RECORDS SHOWN>
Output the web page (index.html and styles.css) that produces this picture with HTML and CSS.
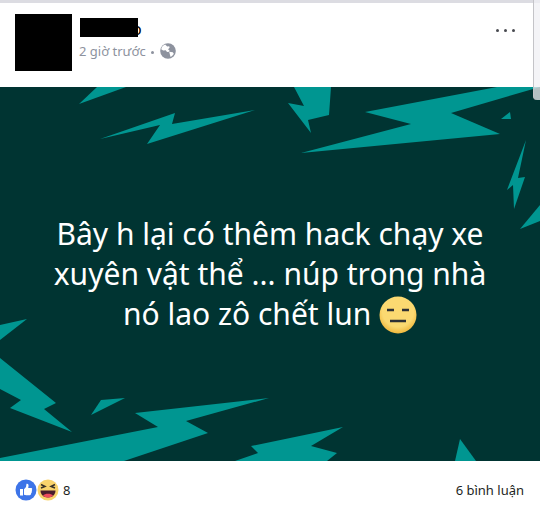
FILE: index.html
```html
<!DOCTYPE html>
<html lang="vi">
<head>
<meta charset="utf-8">
<meta name="viewport" content="width=device-width, initial-scale=1">
<title>Bài viết</title>
<link rel="stylesheet" href="styles.css">
</head>
<body>
<article class="post">
  <header class="header">
    <div class="avatar"></div>
    <div class="meta">
      <div class="name"><span class="name-bar"></span><span class="name-end">o</span></div>
      <div class="time">
        <span>2 giờ trước</span><span class="dot"></span>
        <svg class="globe" viewBox="0 0 16 16" aria-hidden="true">
          <circle cx="8" cy="8" r="7.8" fill="#8d929e"/>
          <path d="M5.200 1.500C3 2.300 1.500 4 1.200 6.200l2 1.300 2.600-.2L7 9l2.200-.2.300-1.400L8 6.200l1.600-1.400-.4-1.500-2 .2z" fill="#fff"/>
          <path d="M9.200 8.800l3.600.5 1 1.500c-.7 1.400-1.700 2.400-3.200 3.100l-.6-2z" fill="#fff"/>
        </svg>
      </div>
    </div>
    <button class="more" type="button" aria-label="Tùy chọn"><i></i><i></i><i></i></button>
  </header>
  <section class="card">
    <svg class="bolts" viewBox="0 87 540 374" preserveAspectRatio="xMidYMid slice" aria-hidden="true">
      <g fill="#009691">
        <path d="M79 104L97 87H126Z"/>
        <path d="M100 139L175 113L172 124L255 110L147 144L160 125Z"/>
        <path d="M294 87H331L329 115L308 120L311 133L288 103L304 106Z"/>
        <path d="M301 153L411 124L365 112L497 87H540L451 113L500 134Z"/>
        <path d="M501 119L510 112L511 119Z"/>
        <path d="M526 140L518 178L525 177L514 209L513 185L507 190Z"/>
        <path d="M520 229L540 205V221Z"/>
        <path d="M0 325L27 319L0 340Z"/>
        <path d="M0 358L56 403L44 409L72 432L10 408L21 400L0 389Z"/>
        <path d="M91 415L101 400L125 398Z"/>
        <path d="M0 458L158 427L135 413L269 398L186 421L208 433L124 461H0Z"/>
        <path d="M235 461L258 453L251 446L343 427L311 446L337 453L327 461Z"/>
        <path d="M455 461L460 439L476 461Z"/>
      </g>
    </svg>
    <p class="text">Bây h lại có thêm hack chạy xe xuyên vật thể ... núp trong nhà nó lao zô chết lun <svg class="face" viewBox="0 0 38 38" role="img" aria-label="Mặt vô cảm">
      <defs><radialGradient id="skin" cx=".5" cy=".4" r=".6"><stop offset=".7" stop-color="#fbd971"/><stop offset="1" stop-color="#efb73c"/></radialGradient></defs>
      <circle cx="19" cy="19" r="18.500" fill="url(#skin)"/>
      <path d="M8 14h7M23 14h7M11 25h16" stroke="#2d3035" stroke-width="2.400"/>
    </svg></p>
  </section>
  <footer class="footer">
    <div class="reactions">
      <svg class="react" viewBox="0 0 22 22" aria-hidden="true">
        <circle cx="11" cy="11" r="10.500" fill="#3d74e8"/>
        <path d="M5 10h3v6.500H5zM9 10.300l2-2.300.5-3.200c1.600-.4 2.300.8 2 2.300L13.200 9h3c1.200 0 1.300 1.500.5 1.900.6.500.5 1.500-.2 1.800.4.600.2 1.300-.4 1.600.1 1-.4 1.900-1.400 1.900h-3.500L9 15.700z" fill="#fff"/>
      </svg>
      <svg class="react" viewBox="0 0 22 22" aria-hidden="true">
        <circle cx="11" cy="11" r="10.500" fill="#f9d36c"/>
        <path d="M4 5.500l4 2-4 1.500M18 5.500l-4 2 4 1.500" fill="none" stroke="#3a3228" stroke-width="1.500"/>
        <path d="M3.500 11.500h15c0 4.200-3 7-7.500 7s-7.500-2.800-7.500-7z" fill="#4a1d2c"/>
        <path d="M6 16.500c2-2.200 8-2.200 10 0-2.500 2.700-7.500 2.700-10 0z" fill="#ee4a5c"/>
      </svg>
      <span class="count">8</span>
    </div>
    <a class="comments" href="#">6 bình luận</a>
  </footer>
  <div class="scroll"></div>
</article>
</body>
</html>
```
FILE: styles.css
```css
* { box-sizing: border-box; }
body { margin: 0; background: #fff; font-family: "Noto Sans", sans-serif; }
.post { position: relative; border-top: 3px solid #dcdce2; }
.header { display: flex; align-items: flex-start; gap: 7px; height: 84px; padding: 11px 25px 0 15px; }
.avatar { width: 57px; height: 57px; background: #000; }
.meta { flex: 1; }
.name { display: flex; height: 26px; padding: 4px 0 0 1px; font-size: 16px; line-height: 22px; color: #000; }
.name-bar { width: 58px; height: 19px; background: #000; }
.name-end { margin-left: -6px; }
.time { display: flex; align-items: center; height: 22px; font-size: 13px; line-height: 22px; color: #8d929e; }
.dot { width: 3px; height: 3px; margin: 2px 6px 0 5px; border-radius: 50%; background: #8d929e; }
.globe { width: 16px; height: 16px; }
.more { display: flex; gap: 5px; margin-top: 13px; padding: 2px 0; border: 0; background: none; }
.more i { width: 3px; height: 3px; border-radius: 50%; background: #484a50; }
.card { position: relative; display: flex; align-items: center; justify-content: center; min-height: 374px; padding: 0 48px; background: #003432; }
.bolts { position: absolute; inset: 0; width: 100%; height: 100%; }
.text { position: relative; margin: 0; max-width: 444px; font-size: 30px; line-height: 40px; text-align: center; color: #fff; }
.face { width: 38px; height: 38px; vertical-align: -9px; }
.footer { display: flex; align-items: center; justify-content: space-between; height: 47px; padding: 11px 16px 0 15px; font-size: 13px; line-height: 22px; color: #1d1f23; }
.reactions { display: flex; align-items: center; }
.react { width: 22px; height: 22px; }
.count { margin-left: 4px; }
.comments { color: inherit; text-decoration: none; }
.scroll { position: absolute; top: -3px; right: 0; width: 7px; height: 100px; border-left: 1px solid #c4c4c8; border-radius: 0 0 0 4px; background: rgba(240, 240, 244, .75); }
```
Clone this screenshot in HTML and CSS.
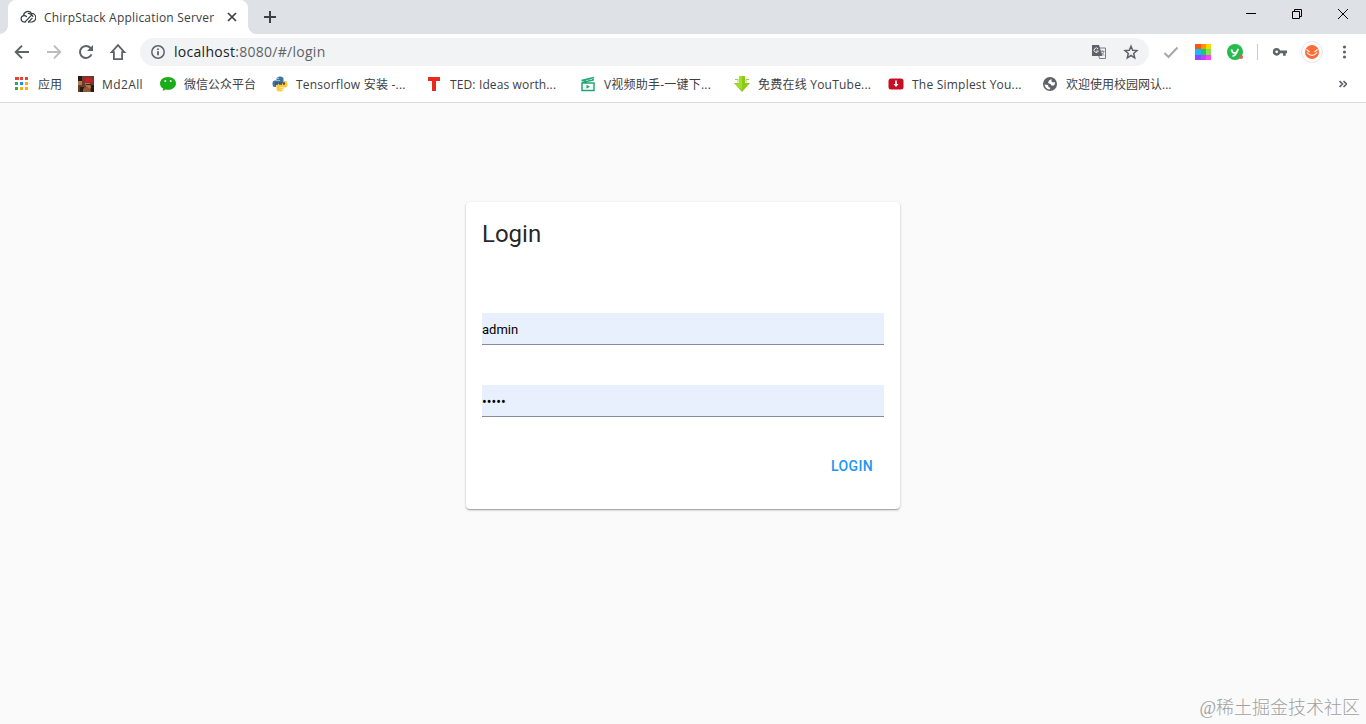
FILE: index.html
```html
<!DOCTYPE html>
<html lang="zh">
<head>
  <meta charset="utf-8">
  <title>ChirpStack Application Server</title>
  <link rel="stylesheet" href="styles.css">
</head>
<body>
  <header class="browser">
    <div class="tabstrip">
      <div class="tab">
        <svg class="favicon" width="16" height="16" viewBox="0 0 16 16" fill="none" stroke="#3c4043" stroke-width="1.200" stroke-linecap="round">
          <path d="M5 13H4A3.200 3.200 0 0 1 3.600 6.700 4.300 4.300 0 0 1 11.500 4.400a4.300 4.300 0 0 1 0 8.600H8.500"/>
          <path d="M5 13 11.600 6.200M3.700 6.700q1.500-.4 2.800.8M8.300 4.300q3.400.2 4.600 3.200M8.500 13l3.500-3.700"/>
        </svg>
        <span class="tab-title">ChirpStack Application Server</span>
        <svg class="tab-close" width="10" height="10" viewBox="0 0 10 10" stroke="#3c4043" stroke-width="1.7"><path d="M1 1l8 8M9 1L1 9"/></svg>
      </div>
      <svg class="new-tab" width="12" height="12" viewBox="0 0 12 12" stroke="#3c4043" stroke-width="2"><path d="M6 0v12M0 6h12"/></svg>
      <div class="window-buttons">
        <svg width="10" height="10" viewBox="0 0 10 10" stroke="#000"><path d="M0 4.500h10"/></svg>
        <svg width="10" height="10" viewBox="0 0 10 10" stroke="#000" fill="none"><path d="M.5 2.500h7v7h-7zM2.500 2.500v-2h7v7h-2"/></svg>
        <svg width="10" height="10" viewBox="0 0 10 10" stroke="#000"><path d="M0 0l10 10M10 0L0 10"/></svg>
      </div>
    </div>

    <div class="toolbar">
      <div class="nav">
        <svg width="20" height="20" viewBox="0 0 20 20" fill="none" stroke="#5f6368" stroke-width="1.900"><path d="M17 10H4M10 3.600 3.700 10l6.300 6.400"/></svg>
        <svg width="20" height="20" viewBox="0 0 20 20" fill="none" stroke="#babcbe" stroke-width="1.900"><path d="M3 10h13M10 3.600l6.300 6.400-6.300 6.400"/></svg>
        <svg width="20" height="20" viewBox="0 0 20 20" fill="none" stroke="#5f6368" stroke-width="2"><path d="M15.500 12.300a6 6 0 1 1-1-6.300L16 7.500"/><path d="M17 3v6h-6z" fill="#5f6368" stroke="none"/></svg>
        <svg width="20" height="20" viewBox="0 0 20 20" fill="none" stroke="#5f6368" stroke-width="1.800"><path d="M10 3.200 3.700 10.100h2.200v7h8.200v-7h2.200z"/></svg>
      </div>
      <div class="omnibox">
        <svg width="16" height="16" viewBox="0 0 16 16" fill="none" stroke="#5f6368" stroke-width="1.500"><circle cx="8" cy="8" r="6.200"/><path d="M8 7.200v4M8 4.500v1.600" stroke-width="1.800"/></svg>
        <span class="url"><b>localhost</b>:8080/#/login</span>
        <svg class="translate" width="16" height="16" viewBox="0 0 16 16">
          <path d="M6 4h8.500v10.500H8.500z" fill="#f1f3f4" stroke="#7b7f83"/>
          <path d="M1 1h7l3.500 11H1z" fill="#5f6368"/>
          <path d="M7.200 5A2.200 2.200 0 1 0 7.400 7H5.200" fill="none" stroke="#f1f3f4"/>
          <path d="M9.300 7.300h4.200M11.400 6.300v1M12.700 7.500c-.4 1.800-1.200 2.800-2.500 3.700M10.500 8.800l2.500 2.700" fill="none" stroke="#777b7f" stroke-width=".9"/>
        </svg>
        <svg width="16" height="16" viewBox="0 0 16 16" fill="none" stroke="#5f6368" stroke-width="1.500"><path d="M8 2.200 9.700 6.200l4.300.4-3.300 2.900 1 4.300L8 11.500l-3.700 2.300 1-4.300L2 6.600l4.300-.4z"/></svg>
      </div>
      <div class="extensions">
        <svg width="16" height="16" viewBox="0 0 16 16" fill="none" stroke="#a8a8a8" stroke-width="2"><path d="M1.500 9 5.500 13 14.500 3.500"/></svg>
        <svg width="16" height="16" viewBox="0 0 16 16" shape-rendering="crispEdges">
          <path fill="#ff5510" d="M0 0h6v5H0z"/><path fill="#ff9500" d="M6 0h5v5H6z"/><path fill="#ffd600" d="M11 0h5v5h-5z"/>
          <path fill="#18b8ff" d="M0 5h6v6H0z"/><path fill="#10cf68" d="M6 5h5v6H6z"/><path fill="#82e34a" d="M11 5h5v6h-5z"/>
          <path fill="#9147ff" d="M0 11h6v5H0z"/><path fill="#bd42ff" d="M6 11h5v5H6z"/><path fill="#ff42ff" d="M11 11h5v5h-5z"/>
        </svg>
        <svg width="16" height="16" viewBox="0 0 16 16"><circle cx="8" cy="8" r="8" fill="#24bd4c"/><path d="M4.300 5.500 5.500 8q1 1.500 3 .5M11.300 4.800 9 9.500Q8 12 5.500 12" fill="none" stroke="#fff" stroke-width="1.800"/><circle cx="14" cy="13" r="2" fill="#fa5252"/></svg>
        <span class="divider"></span>
        <svg width="16" height="16" viewBox="0 0 16 16" fill="#5f6368"><path fill-rule="evenodd" d="M4.700 4a3.800 3.800 0 1 0 3.500 5.200H11v2.600h2.700V9.200H15V6.400H8.200A3.800 3.800 0 0 0 4.700 4zm0 2.400a1.400 1.400 0 1 1 0 2.800 1.400 1.400 0 0 1 0-2.800z"/></svg>
        <span class="avatar">
          <svg width="14" height="14" viewBox="0 0 14 14"><circle cx="7" cy="7" r="7" fill="#ff6b35"/><path d="M1.500 4.500 4.500 7M12.500 4.500 9.500 7M1.800 7.500q5.200 6 10.400 0" fill="none" stroke="#fff" stroke-width="1.100"/></svg>
        </span>
        <svg width="16" height="16" viewBox="0 0 16 16" fill="#5f6368"><circle cx="8.500" cy="3" r="1.600"/><circle cx="8.500" cy="8" r="1.600"/><circle cx="8.500" cy="13" r="1.600"/></svg>
      </div>
    </div>

    <nav class="bookmarks">
      <a class="bookmark apps cjk">
        <svg width="16" height="16" viewBox="0 0 16 16" shape-rendering="crispEdges">
          <path fill="#ea4335" d="M1 1h4v3H1zM6 1h3v3H6zM11 1h3v3h-3z"/>
          <path fill="#34a853" d="M1 6h3v3H1zM1 11h3v3H1z"/><path fill="#1a8cff" d="M6 6h3v3H6z"/>
          <path fill="#fbae05" d="M11 6h3v3h-3zM6 11h3v3H6zM11 11h3v3h-3z"/>
        </svg>
        <span>应用</span>
      </a>
      <a class="bookmark md">
        <svg width="16" height="16" viewBox="0 0 16 16"><path fill="#6b3d28" d="M0 0h16v16H0z"/><path fill="#2b1a14" d="M0 0h4v5H0zM2 11h4v5H2zM13 9h3v7h-3z"/><path fill="#b07a50" d="M0 5h4v4H0zM7 7h5l1 5-4 2z"/><path fill="#c51e2b" d="M6 3q3-3 7-1 3 2 2 5l-4-1-4 1z"/><path fill="#8f5a38" d="M5 13l4-3 3 4 1 2H5z"/><path stroke="#3b2118" d="M8 8.500h5"/></svg>
        <span>Md2All</span>
      </a>
      <a class="bookmark wechat cjk">
        <svg width="16" height="16" viewBox="0 0 16 16"><path fill="#1aad19" d="M8 1C3.500 1 0 3.800 0 7.400c0 2.200 1.300 4 3.200 5.200L2.700 15l2.800-1.500q1.200.3 2.500.3c4.500 0 8-2.800 8-6.400S12.500 1 8 1z"/><circle cx="5.300" cy="5" r="1" fill="#fff"/><circle cx="10.700" cy="5" r="1" fill="#fff"/></svg>
        <span>微信公众平台</span>
      </a>
      <a class="bookmark">
        <svg width="16" height="16" viewBox="0 0 16 16"><path fill="#3c74a6" d="M4.500 3q0-2.500 3.500-2.500T11.500 3v3.500Q11.500 8 9.500 8h-3Q4 8 4 11H2.500Q.5 11 .5 7.500t3-3H8V4H4.500z"/><path fill="#f8ca3c" d="M11.500 13q0 2.500-3.500 2.500T4.500 13V9.500Q4.500 8 6.500 8h3Q12 8 12 5h1.500q2 0 2 3.500t-3 3H8v.5h3.500z"/><path d="M3 7.500h10" stroke="#6a4b45" stroke-width="2.500" stroke-dasharray="3 1"/><circle cx="6" cy="2.200" r=".7" fill="#fff"/><circle cx="10" cy="13.500" r=".7" fill="#fff"/></svg>
        <span>Tensorflow 安装 -...</span>
      </a>
      <a class="bookmark ted">
        <svg width="16" height="16" viewBox="0 0 16 16"><path fill="#e62b1e" d="M2 1h12v4h-4v10H6V5H2z"/></svg>
        <span>TED: Ideas worth...</span>
      </a>
      <a class="bookmark">
        <svg width="16" height="16" viewBox="0 0 16 16" fill="none" stroke="#20a775" stroke-width="1.500"><path d="M2 7h12v7.500H2zM1.500 4.500 14 1.500M2 6.500 14 3.700M4 3.500l1.500 2M8 2.500l1.500 2M12 2l1 2"/><path d="M6.500 8.700v4l3.500-2z" fill="#20a775" stroke="none"/></svg>
        <span>V视频助手-一键下...</span>
      </a>
      <a class="bookmark">
        <svg width="16" height="16" viewBox="0 0 16 16"><path fill="#8acb18" d="M5 0h6v7h5l-8 9-8-9h5z"/><path fill="#a6db2c" d="M5 0h3v14L1 7.500h4z"/><path d="M1 3.500h3v3M15 3.500h-3v3" stroke="#9bcf43" fill="none"/></svg>
        <span>免费在线 YouTube...</span>
      </a>
      <a class="bookmark">
        <svg width="16" height="16" viewBox="0 0 16 16"><rect x=".5" y="2.500" width="15" height="11" rx="2.500" fill="#c40f25"/><path fill="#fff" d="M7.200 4.500h1.600V8h1.700L8 11 5.500 8h1.700z"/></svg>
        <span>The Simplest You...</span>
      </a>
      <a class="bookmark cjk">
        <svg width="16" height="16" viewBox="0 0 16 16"><circle cx="8" cy="8" r="7" fill="#5f6368"/><path fill="#fff" d="M9.500 3 7 4.500 6 7l2.500 1 1 1.500H12q1.500-2 .8-3.500L11 6.500 9.500 5.500zM2.500 8.500q.8 4.300 5 5l1-1.500-2-1-.5-2z"/></svg>
        <span>欢迎使用校园网认...</span>
      </a>
      <svg class="overflow" width="8" height="8" viewBox="0 0 8 8" fill="none" stroke="#5f6368" stroke-width="1.700"><path d="M.5 1l3 3-3 3M4.500 1l3 3-3 3"/></svg>
    </nav>
  </header>

  <main class="page">
    <form class="card">
      <h1>Login</h1>
      <input type="text" value="admin">
      <input class="password" type="password" value="admin">
      <button type="button">Login</button>
    </form>
    <div class="watermark">@稀土掘金技术社区</div>
  </main>
</body>
</html>
```
FILE: styles.css
```css
* {
  box-sizing: border-box;
}

body {
  margin: 0;
  height: 724px;
  display: flex;
  flex-direction: column;
  overflow: hidden;
  background: #fafafa;
  font-family: "Open Sans", "Noto Sans CJK SC", sans-serif;
}

svg {
  flex: none;
  display: block;
}

.browser {
  height: 103px;
  background: #fff;
  border-bottom: 1px solid #dadce0;
}

/* tabs */
.tabstrip {
  height: 34px;
  display: flex;
  align-items: center;
  background: #dee1e6;
  padding-left: 8px;
}

.tab {
  position: relative;
  width: 240px;
  height: 34px;
  display: flex;
  align-items: center;
  padding: 0 11px 0 12px;
  background: #fff;
  border-radius: 8px 8px 0 0;
}

.tab::before,
.tab::after {
  content: "";
  position: absolute;
  bottom: 0;
  width: 8px;
  height: 8px;
}

.tab::before {
  left: -8px;
  background: radial-gradient(circle at 0 0, #dee1e6 7.5px, #fff 8px);
}

.tab::after {
  right: -8px;
  background: radial-gradient(circle at 100% 0, #dee1e6 7.5px, #fff 8px);
}

.tab-title {
  margin-left: 8px;
  font-size: 12px;
  letter-spacing: .2px;
  color: #3c4043;
  white-space: nowrap;
}

.tab-close {
  margin-left: auto;
}

.new-tab {
  margin-left: 16px;
}

.window-buttons {
  display: flex;
  gap: 36px;
  margin: -6px 18px 0 auto;
}

/* address bar */
.toolbar {
  height: 36px;
  display: flex;
  align-items: center;
}

.nav {
  display: flex;
  gap: 12px;
  padding-left: 12px;
}

.omnibox {
  width: 1009px;
  height: 28px;
  margin-left: 12px;
  padding: 0 10px;
  display: flex;
  align-items: center;
  background: #f1f3f4;
  border-radius: 14px;
}

.url {
  margin-left: 8px;
  padding-bottom: 2px;
  font-size: 14px;
  letter-spacing: .28px;
  color: #5f6368;
}

.url b {
  font-weight: normal;
  color: #202124;
}

.translate {
  margin-left: auto;
  margin-right: 16px;
}

.extensions {
  display: flex;
  align-items: center;
  gap: 16px;
  padding-left: 14px;
}

.divider {
  width: 1px;
  height: 16px;
  margin: 0 -2px;
  background: #cacdd1;
}

.avatar {
  width: 22px;
  height: 22px;
  margin: 0 -3px;
  display: flex;
  align-items: center;
  justify-content: center;
  border: 1px solid #e4e6e8;
  border-radius: 50%;
}

/* bookmarks */
.bookmarks {
  height: 28px;
  display: flex;
  align-items: center;
  padding: 0 19px 0 14px;
}

.bookmark {
  width: 154px;
  display: flex;
  align-items: center;
  gap: 8px;
  font-size: 12px;
  line-height: 16px;
  letter-spacing: .22px;
  color: #3c4043;
  white-space: nowrap;
}

.bookmark span {
  padding-top: 2px;
}

.bookmark.cjk {
  letter-spacing: 0;
}

.bookmark.ted {
  letter-spacing: .13px;
}

.apps {
  width: 64px;
}

.bookmark.md {
  width: 82px;
  letter-spacing: .4px;
}

.wechat {
  width: 112px;
}

.overflow {
  margin-left: auto;
}

/* login page */
.page {
  position: relative;
  flex: 1;
  font-family: Roboto, sans-serif;
}

.card {
  width: 434px;
  height: 307px;
  margin: 99px auto 0;
  padding: 16px;
  display: flex;
  flex-direction: column;
  background: #fff;
  border-radius: 4px;
  box-shadow: 0 1px 3px rgba(0, 0, 0, .2), 0 1px 1px rgba(0, 0, 0, .14), 0 2px 1px -1px rgba(0, 0, 0, .12);
}

.card h1 {
  margin: 0 0 63px;
  font-size: 24px;
  font-weight: 400;
  line-height: 32px;
  color: rgba(0, 0, 0, .87);
}

.card input {
  width: 402px;
  height: 32px;
  margin: 0 0 40px;
  padding: 2px 0 0;
  border: 0;
  border-bottom: 1px solid #868b97;
  background: #e8f0fe;
  font: 13px Roboto, sans-serif;
  color: #000;
}

.card .password {
  font-size: 14px;
}

.card button {
  align-self: flex-end;
  width: 64px;
  height: 36px;
  margin-top: -9px;
  padding: 0;
  border: 0;
  background: none;
  font: 500 14px Roboto, sans-serif;
  letter-spacing: .4px;
  text-transform: uppercase;
  color: #2196f3;
}

.watermark {
  position: absolute;
  right: 6px;
  bottom: 4px;
  font: 300 18px/24px "Liberation Serif", "Noto Sans CJK SC", serif;
  color: #a0a0a0;
  text-shadow: 0 0 2px #fff;
}
```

WHAT IS REQUIRED> Search the entries for the string "this" and collect each line that has it.

SOLVED PROBLEM>
Output the web page (index.html and styles.css) that produces this picture with HTML and CSS.
Clone this screenshot in HTML and CSS.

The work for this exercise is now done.